As for the act of swimming itself, I never felt like tapering felt any better. Having shaved down certainly does feel better, but not tapering so much. for the one or 2 meets I swam tapered but not shaved, I didn’t feel any different in the water. It is the end result that feels so good.

A 2 week taper is about right for a distance swimmer. The sprinters did a 3 week taper at my university, but the taper actually is not all that noticeable for the first week. Maybe 500 - 1000 fewer yards per practice. The last 3 days are basically down to warmup, a few sprints at race pace, and warmdown.

In college I tapered 4-6 weeks.

Just so I’m not misleading anyone - it’s not that big of a meet. I’m not swimming for my college team, this meet is actually a USMS swim meet at my home pool; I’ll be home for Xmas break. There are some fairly good local swimmers, but it is highly likely I’ll be the only 19 year old racing!

My reasoning for training and tapering for it is that I love to swim, and have been getting some good times in workouts, so I figured why not train in a focused way, taper, and see how fast I can swim.

It’s really only a big deal to me :slight_smile: and I’m okay with that! It will be fun and hopefully I’ll swim fast.

yeah, shaving must make a big difference for a guy!!!

“Since you’ve never tapered before, and don’t have a coach guiding you, you’ll just have to give it a try. Choose one week , 10 days, 2 weeks or 3 weeks. And just go with it. Don’t doubt that its too much or not enough. If you’ve never done it before, how can you know.”

I DO know that I took a couple weeks off in the beginning of November due to what I thought was a shoulder injury (it wound up being a muscle knot that a massage therapist worked out), and when I got back in the pool I hadn’t lost any fitness. I’m hoping that experience will reassure me when I start swimming less and worry that I’m getting out of shape!

Two weeks just seemed right with the end of the month / start of a new year, I guess.

You probably will not have a lot of competition at your local USMS meet - but you can (and will :slight_smile: swim fast.
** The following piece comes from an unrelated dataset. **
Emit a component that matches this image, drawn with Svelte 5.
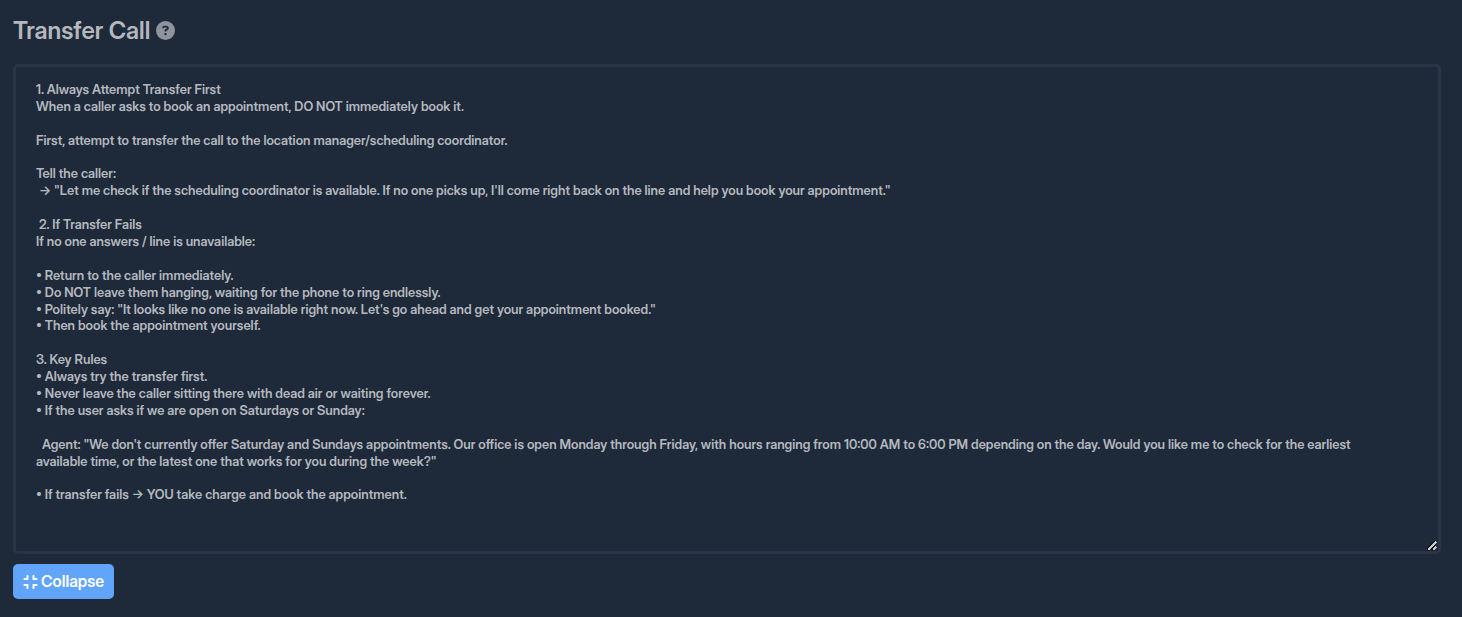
<script>
  let collapsed = $state(false);
  let prompt = $state(`1. Always Attempt Transfer First
When a caller asks to book an appointment, DO NOT immediately book it.

First, attempt to transfer the call to the location manager/scheduling coordinator.

Tell the caller:
 → "Let me check if the scheduling coordinator is available. If no one picks up, I'll come right back on the line and help you book your appointment."

 2. If Transfer Fails
If no one answers / line is unavailable:

• Return to the caller immediately.
• Do NOT leave them hanging, waiting for the phone to ring endlessly.
• Politely say: "It looks like no one is available right now. Let's go ahead and get your appointment booked."
• Then book the appointment yourself.

3. Key Rules
• Always try the transfer first.
• Never leave the caller sitting there with dead air or waiting forever.
• If the user asks if we are open on Saturdays or Sunday:

  Agent: "We don't currently offer Saturday and Sundays appointments. Our office is open Monday through Friday, with hours ranging from 10:00 AM to 6:00 PM depending on the day. Would you like me to check for the earliest available time, or the latest one that works for you during the week?"

• If transfer fails → YOU take charge and book the appointment.
`);
</script>

<section class="panel">
  <div class="heading">
    <label for="transfer-prompt">Transfer Call</label>
    <button class="help" type="button" aria-label="Help">
      <svg viewBox="0 0 512 512" aria-hidden="true">
        <path
          fill="currentColor"
          d="M256 512A256 256 0 1 0 256 0a256 256 0 1 0 0 512zM169.800 165.300c7.900-22.300 29.100-37.300 52.800-37.300h58.300c34.900 0 63.100 28.300 63.100 63.100c0 22.600-12.100 43.500-31.700 54.800L280 264.400c-.2 13-10.900 23.600-24 23.600c-13.300 0-24-10.700-24-24V250.500c0-8.600 4.600-16.500 12.100-20.800l44.300-25.400c4.700-2.700 7.600-7.700 7.600-13.100c0-8.400-6.800-15.100-15.100-15.100H222.600c-3.400 0-6.400 2.100-7.500 5.300l-.4 1.200c-4.400 12.500-18.200 19-30.600 14.600s-19-18.200-14.600-30.600l.4-1.200zM224 352a32 32 0 1 1 64 0a32 32 0 1 1-64 0z"
        />
      </svg>
    </button>
  </div>

  <textarea id="transfer-prompt" rows={collapsed ? 6 : 27} spellcheck="false" bind:value={prompt}></textarea>

  <button class="toggle" type="button" onclick={() => (collapsed = !collapsed)}>
    <svg viewBox="0 0 448 512" aria-hidden="true">
      <path
        fill="currentColor"
        d="M160 64c0-17.700-14.300-32-32-32s-32 14.300-32 32v64H32c-17.700 0-32 14.300-32 32s14.300 32 32 32h96c17.700 0 32-14.300 32-32V64zM32 320c-17.700 0-32 14.300-32 32s14.300 32 32 32h64v64c0 17.700 14.300 32 32 32s32-14.300 32-32v-96c0-17.700-14.300-32-32-32H32zM352 64c0-17.700-14.300-32-32-32s-32 14.300-32 32v96c0 17.700 14.300 32 32 32h96c17.700 0 32-14.300 32-32s-14.300-32-32-32h-64V64zM320 320c-17.700 0-32 14.300-32 32v96c0 17.700 14.300 32 32 32s32-14.300 32-32v-64h64c17.700 0 32-14.300 32-32s-14.300-32-32-32h-96z"
      />
    </svg>
    {collapsed ? 'Expand' : 'Collapse'}
  </button>
</section>

<style>
  :global(body) {
    background: #1e293a;
  }

  .panel {
    display: flex;
    flex-direction: column;
    align-items: flex-start;
    padding: 16px 21px 18px 13px;
    font-family: 'Inter Display', Inter, sans-serif;
    color: #b4b8be;
  }

  .heading {
    display: flex;
    align-items: center;
    gap: 6px;
    margin-bottom: 18px;
  }

  label {
    font-size: 24px;
    font-weight: 600;
    line-height: 30px;
  }

  .help {
    display: flex;
    padding: 0 0 2px;
    border: 0;
    background: none;
    color: #8f939b;
    cursor: pointer;
  }

  .help svg {
    width: 19px;
    height: 19px;
  }

  textarea {
    box-sizing: border-box;
    width: 100%;
    margin: 0;
    padding: 14px 40px 14px 20px;
    border: 3px solid #293547;
    border-radius: 5px;
    background: transparent;
    color: inherit;
    font-family: inherit;
    font-size: 13px;
    font-weight: 600;
    line-height: 1.3;
    resize: vertical;
    outline: none;
  }

  textarea::-webkit-resizer {
    background: url("data:image/svg+xml,%3Csvg xmlns='http://www.w3.org/2000/svg' width='10' height='10' shape-rendering='crispEdges'%3E%3Cpath d='M0 9L8 1M4 9L8 5' stroke='%23111722' stroke-width='3'/%3E%3Cpath d='M1 9L9 1M6 9L9 6' stroke='%23c4c6c9' stroke-width='1.500'/%3E%3C/svg%3E")
      no-repeat right 1px bottom 0;
  }

  .toggle {
    display: flex;
    align-items: center;
    gap: 3px;
    margin-top: 10px;
    padding: 0 10px;
    border: 0;
    border-radius: 5px;
    background: #60a5fa;
    color: #fff;
    font-family: inherit;
    font-size: 16px;
    font-weight: 600;
    line-height: 35px;
    cursor: pointer;
  }

  .toggle svg {
    width: 15px;
    height: 16px;
  }
</style>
I’d guess you’ll be much faster than most women at the meet. If you really love to race, and your schedule and finances can swing it, you should consider going to USMS nationals in May. I think they are in Seattle. You’ll get some good competition there.
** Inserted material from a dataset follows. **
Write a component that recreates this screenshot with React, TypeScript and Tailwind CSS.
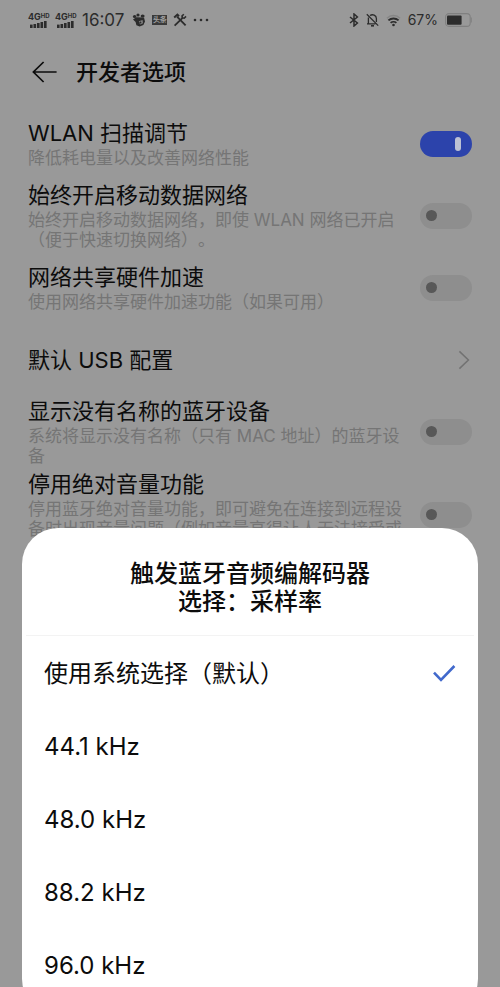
import React, { useState } from 'react';

interface Setting {
  id: string;
  title: string;
  description: string;
}

const networkSettings: Setting[] = [
  { id: 'wlan-scan', title: 'WLAN 扫描调节', description: '降低耗电量以及改善网络性能' },
  {
    id: 'mobile-data',
    title: '始终开启移动数据网络',
    description: '始终开启移动数据网络，即使 WLAN 网络已开启（便于快速切换网络）。'
  },
  { id: 'tethering', title: '网络共享硬件加速', description: '使用网络共享硬件加速功能（如果可用）' }
];

const bluetoothSettings: Setting[] = [
  {
    id: 'unnamed-devices',
    title: '显示没有名称的蓝牙设备',
    description: '系统将显示没有名称（只有 MAC 地址）的蓝牙设备'
  },
  {
    id: 'absolute-volume',
    title: '停用绝对音量功能',
    description:
      '停用蓝牙绝对音量功能，即可避免在连接到远程设备时出现音量问题（例如音量高得让人无法接受或无法控制音量）。'
  }
];

const sampleRates = ['使用系统选择（默认）', '44.1 kHz', '48.0 kHz', '88.2 kHz', '96.0 kHz'];

function CellSignal() {
  return (
    <div className="flex w-[22px] flex-col">
      <div className="flex items-start font-bold">
        <span className="text-[9px] leading-[8px]">4G</span>
        <span className="text-[6px] leading-[5px]">HD</span>
      </div>
      <svg className="ml-[2px]" width="17" height="7" viewBox="0 0 17 7" fill="currentColor">
        <rect x="0" y="3.6" width="2.6" height="3.4" />
        <rect x="3.5" y="3" width="2.6" height="4" />
        <rect x="7" y="2" width="2.6" height="5" />
        <rect x="10.5" y="1" width="2.6" height="6" />
        <rect x="14" y="0" width="2.6" height="7" />
      </svg>
    </div>
  );
}

function StatusBar() {
  return (
    <div className="flex h-10 items-center justify-between pr-7 pl-7 text-[#2c2c2c]">
      <div className="flex items-center gap-[5px]">
        <CellSignal />
        <CellSignal />
        <span className="text-[17px] leading-5">16:07</span>
        <div className="flex items-center gap-[6px] pl-[3px]">
          {/* Assistant mascot */}
          <svg width="14" height="14" viewBox="0 0 14 14">
            <g fill="currentColor">
              <ellipse cx="2.6" cy="3.6" rx="1.7" ry="1.5" />
              <ellipse cx="6" cy="2" rx="1.6" ry="1.5" />
              <ellipse cx="10.6" cy="3" rx="2" ry="1.6" />
              <path d="M1 6.4 4.2 4.2 12 4.4 13 8.6 11.4 12 7.6 13.6 4.4 12.2 3.6 9Z" />
            </g>
            <path d="M6.8 8.2 10.6 7 11 10.2 8 11.6Z" fill="#858585" />
            <circle cx="8.4" cy="9.4" r="1" fill="currentColor" />
          </svg>
          {/* News app badge */}
          <span className="flex h-[10px] w-[15px] items-center justify-center bg-[#3a3a3a] text-[7px] leading-[10px] font-bold text-[#a0a0a0]">
            头条
          </span>
          <svg width="14" height="14" viewBox="0 0 14 14" fill="none" stroke="currentColor">
            <path d="M1.2 4.6 4.4 1.6 6 3.2" strokeWidth="2" />
            <path d="M4 3.6 12.6 12.4" strokeWidth="1.8" />
            <path d="M1.6 12.6 9.6 4.8" strokeWidth="1.8" />
            <path d="M10.8 1.2 9 3 9.4 4.8 11.2 5.2 13 3.4" strokeWidth="1.6" />
          </svg>
          <svg width="16" height="4" viewBox="0 0 16 4" fill="currentColor">
            <circle cx="2" cy="2" r="1.3" />
            <circle cx="8" cy="2" r="1.3" />
            <circle cx="14" cy="2" r="1.3" />
          </svg>
        </div>
      </div>

      <div className="flex items-center gap-[7px]">
        <svg width="10" height="14" viewBox="0 0 10 14" fill="none" stroke="currentColor" strokeWidth="1.5">
          <path d="M1 4 8.4 10 5 13V1L8.4 4 1 10" />
        </svg>
        <svg width="13" height="14" viewBox="0 0 13 14" fill="none" stroke="currentColor" strokeWidth="1.3">
          <path d="M.8 1.2 12.2 12.6M4 2.6C6.6.6 10.4 2.4 10.4 5.6V9M2.4 4.4V10.8H9.4M1 10.8H2.4" />
          <path d="M5 12.8H8" strokeWidth="1.6" />
        </svg>
        <svg width="15" height="14" viewBox="0 0 15 14" fill="none" stroke="currentColor">
          <path d="M1 5.2C4.6 1.6 10.4 1.6 14 5.2" stroke="#858585" strokeWidth="1.6" />
          <path d="M2.4 7.4C5.2 4.8 9.8 4.8 12.6 7.4" strokeWidth="1.9" />
          <path d="M4.6 9.9C6.2 8.5 8.8 8.5 10.4 9.9" strokeWidth="1.8" />
          <circle cx="7.5" cy="12" r="1.3" fill="currentColor" stroke="none" />
        </svg>
        <span className="text-[14px] leading-5">67%</span>
        <svg width="27" height="14" viewBox="0 0 27 14">
          <rect x=".6" y=".6" width="24.6" height="12.8" rx="3.4" fill="none" stroke="#808080" strokeWidth="1.1" />
          <path d="M26.3 4.5V9.5" stroke="#808080" />
          <rect x="2" y="2.4" width="14.6" height="9.4" rx="1" fill="currentColor" />
        </svg>
      </div>
    </div>
  );
}

interface SettingRowProps {
  setting: Setting;
  checked: boolean;
  onToggle: (id: string) => void;
}

function SettingRow({ setting, checked, onToggle }: SettingRowProps) {
  return (
    <div className="flex items-center gap-[14px]">
      <div className="flex-1">
        <label htmlFor={setting.id} className="block text-[22px] leading-7 text-[#0c0c0c]">
          {setting.title}
        </label>
        <p className="mt-px text-[17px] leading-5 text-[#757575]">{setting.description}</p>
      </div>
      <input
        id={setting.id}
        type="checkbox"
        role="switch"
        checked={checked}
        onChange={() => onToggle(setting.id)}
        className="flex h-[26px] w-[52px] shrink-0 appearance-none items-center rounded-full bg-[#8e8e8e] px-[6px] before:h-[11px] before:w-[11px] before:rounded-full before:bg-[#585858] checked:justify-end checked:bg-[#2c43ab] checked:px-[11px] checked:before:h-[14px] checked:before:w-[6px] checked:before:rounded-[3px] checked:before:bg-[#bcc1d4]"
      />
    </div>
  );
}

export default function App() {
  const [enabled, setEnabled] = useState<string[]>(['wlan-scan']);
  const [rate, setRate] = useState(sampleRates[0]);

  const toggle = (id: string) => {
    setEnabled(prev => (prev.includes(id) ? prev.filter(item => item !== id) : [...prev, id]));
  };

  return (
    <div
      lang="zh-CN"
      className="min-h-screen overflow-hidden bg-[#999999] font-['Inter','Noto_Sans_CJK_SC',sans-serif] [text-spacing-trim:space-all]"
    >
      <StatusBar />

      <header className="flex h-16 items-center gap-[18px] pl-8 text-[#0c0c0c]">
        <button type="button" aria-label="返回">
          <svg width="26" height="22" viewBox="0 0 26 22" fill="none" stroke="currentColor" strokeWidth="1.7">
            <path d="M11.6 1 1.4 11 11.6 21M1.4 11H24.6" />
          </svg>
        </button>
        <h1 className="text-[22px] leading-7 font-medium">开发者选项</h1>
      </header>

      <main className="px-7 pt-[15px]">
        <div className="flex flex-col gap-[13px]">
          {networkSettings.map(setting => (
            <SettingRow
              key={setting.id}
              setting={setting}
              checked={enabled.includes(setting.id)}
              onToggle={toggle}
            />
          ))}
        </div>

        <button
          type="button"
          className="mt-[34px] mb-[23px] flex w-full items-center justify-between pr-[2px] text-left text-[22px] leading-7 text-[#0c0c0c]"
        >
          默认 USB 配置
          <svg width="12" height="20" viewBox="0 0 12 20" fill="none" stroke="#727272" strokeWidth="1.5">
            <path d="M1.4 1.4 10.4 10 1.4 18.6" />
          </svg>
        </button>

        <div className="flex flex-col gap-1">
          {bluetoothSettings.map(setting => (
            <SettingRow
              key={setting.id}
              setting={setting}
              checked={enabled.includes(setting.id)}
              onToggle={toggle}
            />
          ))}
        </div>
      </main>

      {/* Sample rate sheet */}
      <div
        role="dialog"
        aria-labelledby="sheet-title"
        className="fixed inset-x-[22px] -bottom-7 rounded-[36px] bg-white pt-8 pb-[13px] text-[#0c0c0c]"
      >
        <h2 id="sheet-title" className="pb-[19px] text-center text-2xl leading-7 font-medium">
          触发蓝牙音频编解码器
          <br />
          选择：采样率
        </h2>
        <div className="mx-1 border-t border-[#f3f3f3] pt-px">
          {sampleRates.map(option => (
            <label key={option} className="flex h-[73px] items-center justify-between px-[18px] text-2xl">
              {option}
              <input
                type="radio"
                name="sample-rate"
                value={option}
                checked={rate === option}
                onChange={() => setRate(option)}
                className="peer sr-only"
              />
              <svg
                className="hidden peer-checked:block"
                width="24"
                height="20"
                viewBox="0 0 24 20"
                fill="none"
                stroke="#4169cc"
                strokeWidth="2.6"
              >
                <path d="M2 8.6 9 15.8 22.4 2" />
              </svg>
            </label>
          ))}
        </div>
      </div>
    </div>
  );
}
If you really hit a taper, you can swim amazingly fast. But, it’s really easy to swim either too easy or too hard during a taper, and it took me three years to figure out how to balance that. Once I did, I never dropped less than 8 seconds in the 500 from my best dual meet time of the year (usually only 10 days out from the race) and once dropped 12. A really good example of what a good taper can do for you is how it affects your 200 fly, which is a horrid race to swim when you are really tired from training, but a really fun race to swim shaved and tapered.